**TASK STATEMENT**. Repeat, exactly and completely, the material that follows. Omit the pictures.

**RAW DATA**.
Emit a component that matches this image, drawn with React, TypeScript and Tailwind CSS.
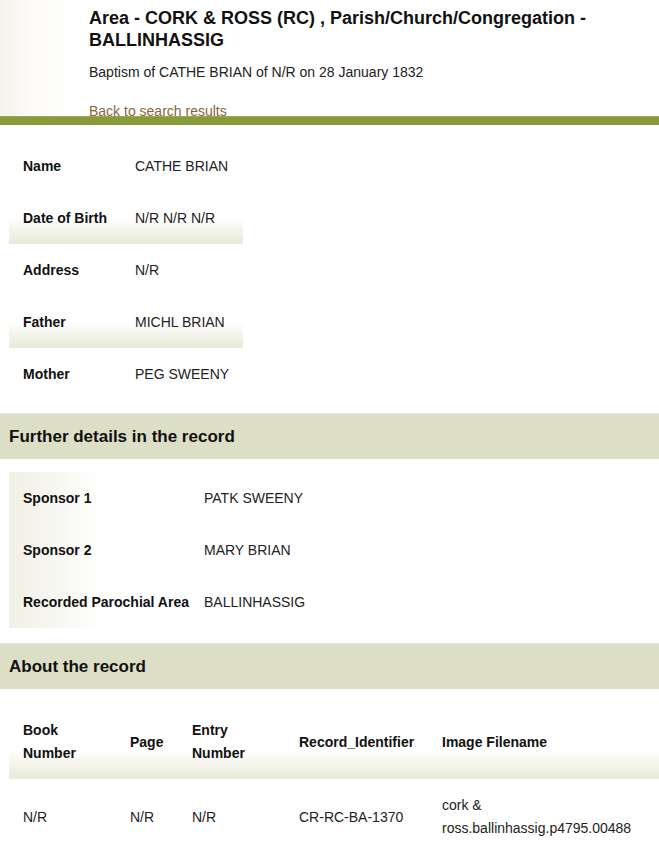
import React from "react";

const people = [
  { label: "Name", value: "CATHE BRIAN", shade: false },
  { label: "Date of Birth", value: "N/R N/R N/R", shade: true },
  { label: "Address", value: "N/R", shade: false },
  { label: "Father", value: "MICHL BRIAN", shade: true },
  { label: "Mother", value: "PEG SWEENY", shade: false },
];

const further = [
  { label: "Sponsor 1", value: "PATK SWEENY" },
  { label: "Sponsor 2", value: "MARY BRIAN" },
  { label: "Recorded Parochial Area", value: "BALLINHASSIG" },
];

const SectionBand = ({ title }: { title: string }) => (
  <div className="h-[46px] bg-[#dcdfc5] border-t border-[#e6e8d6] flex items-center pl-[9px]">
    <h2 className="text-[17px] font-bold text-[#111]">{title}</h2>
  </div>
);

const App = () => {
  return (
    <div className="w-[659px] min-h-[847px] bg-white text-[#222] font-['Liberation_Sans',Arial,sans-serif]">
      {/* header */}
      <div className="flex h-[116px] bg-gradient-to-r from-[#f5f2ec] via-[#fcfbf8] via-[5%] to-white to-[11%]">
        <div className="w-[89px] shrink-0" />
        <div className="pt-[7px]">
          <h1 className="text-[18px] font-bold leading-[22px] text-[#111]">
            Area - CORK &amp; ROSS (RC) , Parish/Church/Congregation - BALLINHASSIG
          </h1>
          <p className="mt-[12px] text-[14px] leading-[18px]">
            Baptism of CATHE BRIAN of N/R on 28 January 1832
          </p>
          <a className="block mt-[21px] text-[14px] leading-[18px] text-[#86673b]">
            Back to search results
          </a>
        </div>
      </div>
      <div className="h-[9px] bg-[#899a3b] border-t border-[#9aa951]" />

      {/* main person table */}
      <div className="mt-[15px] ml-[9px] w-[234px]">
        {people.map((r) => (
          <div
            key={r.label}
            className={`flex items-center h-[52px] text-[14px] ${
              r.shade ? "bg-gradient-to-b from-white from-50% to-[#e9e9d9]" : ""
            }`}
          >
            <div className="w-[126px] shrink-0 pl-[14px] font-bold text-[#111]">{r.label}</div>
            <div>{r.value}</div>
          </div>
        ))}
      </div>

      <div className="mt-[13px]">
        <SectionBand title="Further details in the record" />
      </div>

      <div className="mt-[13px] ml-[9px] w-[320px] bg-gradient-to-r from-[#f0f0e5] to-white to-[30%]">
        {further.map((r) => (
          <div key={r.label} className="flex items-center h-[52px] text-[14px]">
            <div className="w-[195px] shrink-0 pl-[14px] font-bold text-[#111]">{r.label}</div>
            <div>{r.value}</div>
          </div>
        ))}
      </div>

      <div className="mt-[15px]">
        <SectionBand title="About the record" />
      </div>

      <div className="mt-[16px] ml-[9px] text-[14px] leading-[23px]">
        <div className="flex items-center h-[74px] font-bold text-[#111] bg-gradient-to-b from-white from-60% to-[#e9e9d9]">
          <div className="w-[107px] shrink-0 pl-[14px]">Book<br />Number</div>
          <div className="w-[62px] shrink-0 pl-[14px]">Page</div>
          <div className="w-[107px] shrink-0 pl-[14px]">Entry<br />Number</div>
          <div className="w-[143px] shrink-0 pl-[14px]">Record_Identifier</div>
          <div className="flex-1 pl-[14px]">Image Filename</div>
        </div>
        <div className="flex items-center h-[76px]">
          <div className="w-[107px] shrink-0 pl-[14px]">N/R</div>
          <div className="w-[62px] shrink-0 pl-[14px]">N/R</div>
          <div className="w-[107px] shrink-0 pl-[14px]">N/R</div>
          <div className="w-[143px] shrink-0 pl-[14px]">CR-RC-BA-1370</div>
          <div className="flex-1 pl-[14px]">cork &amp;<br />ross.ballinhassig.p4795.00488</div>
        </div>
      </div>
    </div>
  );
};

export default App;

**FINAL RESULT**.
Emit a component that matches this image, drawn with React, TypeScript and Tailwind CSS.
import React from "react";

const people = [
  { label: "Name", value: "CATHE BRIAN", shade: false },
  { label: "Date of Birth", value: "N/R N/R N/R", shade: true },
  { label: "Address", value: "N/R", shade: false },
  { label: "Father", value: "MICHL BRIAN", shade: true },
  { label: "Mother", value: "PEG SWEENY", shade: false },
];

const further = [
  { label: "Sponsor 1", value: "PATK SWEENY" },
  { label: "Sponsor 2", value: "MARY BRIAN" },
  { label: "Recorded Parochial Area", value: "BALLINHASSIG" },
];

const SectionBand = ({ title }: { title: string }) => (
  <div className="h-[46px] bg-[#dcdfc5] border-t border-[#e6e8d6] flex items-center pl-[9px]">
    <h2 className="text-[17px] font-bold text-[#111]">{title}</h2>
  </div>
);

const App = () => {
  return (
    <div className="w-[659px] min-h-[847px] bg-white text-[#222] font-['Liberation_Sans',Arial,sans-serif]">
      {/* header */}
      <div className="flex h-[116px] bg-gradient-to-r from-[#f5f2ec] via-[#fcfbf8] via-[5%] to-white to-[11%]">
        <div className="w-[89px] shrink-0" />
        <div className="pt-[7px]">
          <h1 className="text-[18px] font-bold leading-[22px] text-[#111]">
            Area - CORK &amp; ROSS (RC) , Parish/Church/Congregation - BALLINHASSIG
          </h1>
          <p className="mt-[12px] text-[14px] leading-[18px]">
            Baptism of CATHE BRIAN of N/R on 28 January 1832
          </p>
          <a className="block mt-[21px] text-[14px] leading-[18px] text-[#86673b]">
            Back to search results
          </a>
        </div>
      </div>
      <div className="h-[9px] bg-[#899a3b] border-t border-[#9aa951]" />

      {/* main person table */}
      <div className="mt-[15px] ml-[9px] w-[234px]">
        {people.map((r) => (
          <div
            key={r.label}
            className={`flex items-center h-[52px] text-[14px] ${
              r.shade ? "bg-gradient-to-b from-white from-50% to-[#e9e9d9]" : ""
            }`}
          >
            <div className="w-[126px] shrink-0 pl-[14px] font-bold text-[#111]">{r.label}</div>
            <div>{r.value}</div>
          </div>
        ))}
      </div>

      <div className="mt-[13px]">
        <SectionBand title="Further details in the record" />
      </div>

      <div className="mt-[13px] ml-[9px] w-[320px] bg-gradient-to-r from-[#f0f0e5] to-white to-[30%]">
        {further.map((r) => (
          <div key={r.label} className="flex items-center h-[52px] text-[14px]">
            <div className="w-[195px] shrink-0 pl-[14px] font-bold text-[#111]">{r.label}</div>
            <div>{r.value}</div>
          </div>
        ))}
      </div>

      <div className="mt-[15px]">
        <SectionBand title="About the record" />
      </div>

      <div className="mt-[16px] ml-[9px] text-[14px] leading-[23px]">
        <div className="flex items-center h-[74px] font-bold text-[#111] bg-gradient-to-b from-white from-60% to-[#e9e9d9]">
          <div className="w-[107px] shrink-0 pl-[14px]">Book<br />Number</div>
          <div className="w-[62px] shrink-0 pl-[14px]">Page</div>
          <div className="w-[107px] shrink-0 pl-[14px]">Entry<br />Number</div>
          <div className="w-[143px] shrink-0 pl-[14px]">Record_Identifier</div>
          <div className="flex-1 pl-[14px]">Image Filename</div>
        </div>
        <div className="flex items-center h-[76px]">
          <div className="w-[107px] shrink-0 pl-[14px]">N/R</div>
          <div className="w-[62px] shrink-0 pl-[14px]">N/R</div>
          <div className="w-[107px] shrink-0 pl-[14px]">N/R</div>
          <div className="w-[143px] shrink-0 pl-[14px]">CR-RC-BA-1370</div>
          <div className="flex-1 pl-[14px]">cork &amp;<br />ross.ballinhassig.p4795.00488</div>
        </div>
      </div>
    </div>
  );
};

export default App;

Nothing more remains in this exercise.